Should U.S. Imports Be Taxed to Subsidize Exports?

The tax debate in Congress has shifted away from simply cutting taxes to restructuring the tax system. There is no shortage of reform proposals, but current initiatives in tax and trade policy are no longer pointing in the right direction.

International Trade: What Goes Around Comes Around. In two recent Wall Street Journal articles, Harvard University’s Martin Feldstein endorsed a House Republican plan to impose a new, 20 percent tax on U.S. imports coupled with a 20 percent subsidy to exports, called a border-adjusted tax (BAT). He calculates a net annual revenue gain of $120 billion, enough to fund a cut in the corporate tax rate from 35 percent to 20 percent. This revenue, he claims, would be “paid for by foreign businesses that sell to Americans.”

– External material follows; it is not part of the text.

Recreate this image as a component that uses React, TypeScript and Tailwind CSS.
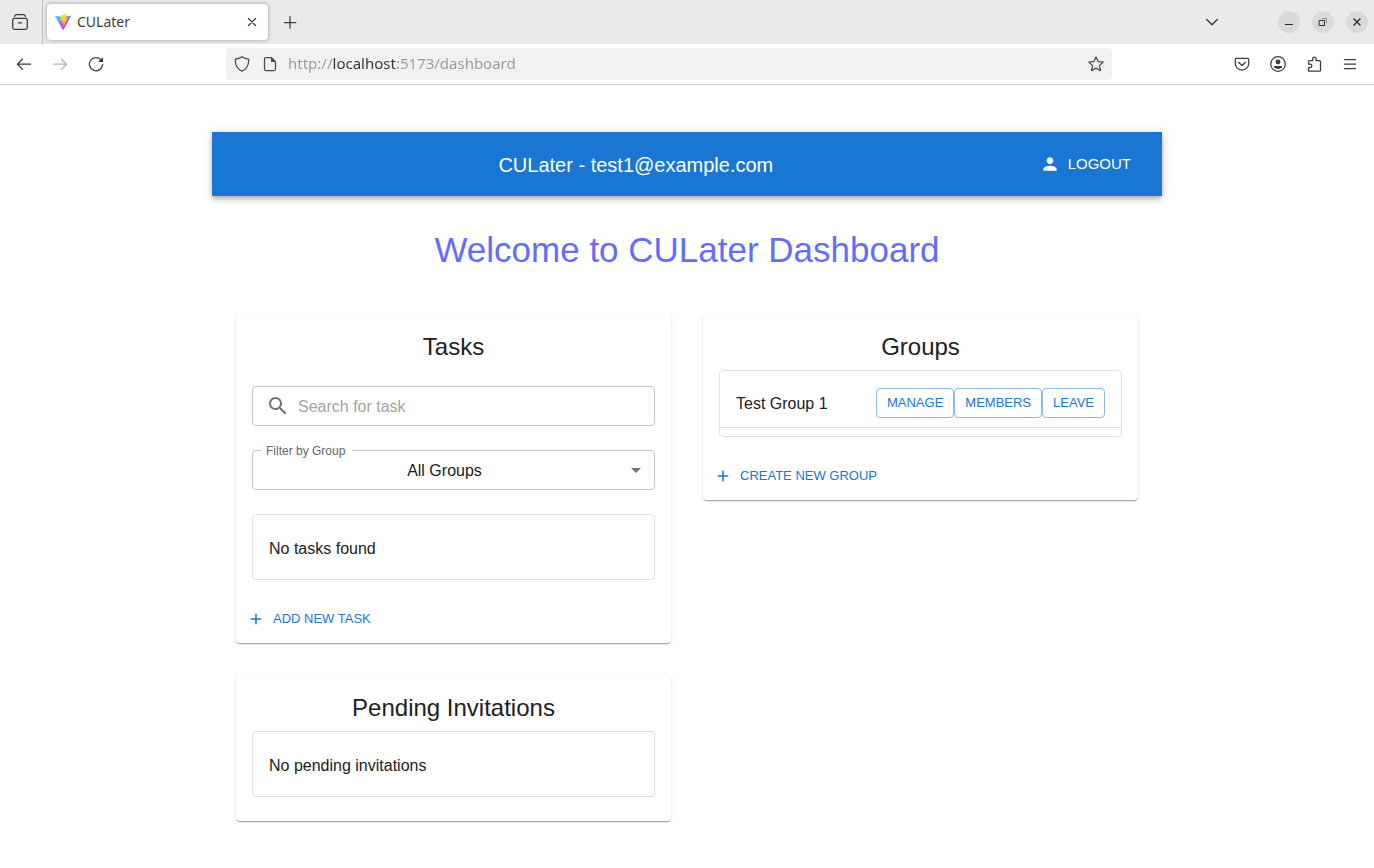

He could hardly be more wrong. It is an illusion to think that any nation’s tax policies have the power to divert income from foreigners to domestic residents. If such sleight of hand were thought possible, governments would be constantly adopting policies to outwit each other, thereby condemning the world to unending economic warfare.

There are four categories of error in Professor Feldstein’s reasoning.

Holding Constant What Is Variable. Perfect constancy is an extreme rarity in the world economy. International trade, therefore, is like a mathematical problem with more equations than variables and, strictly speaking, intractable. Some parts of the global economic system are more constant than others, but one has to be very careful when determining what is constant and what is changing.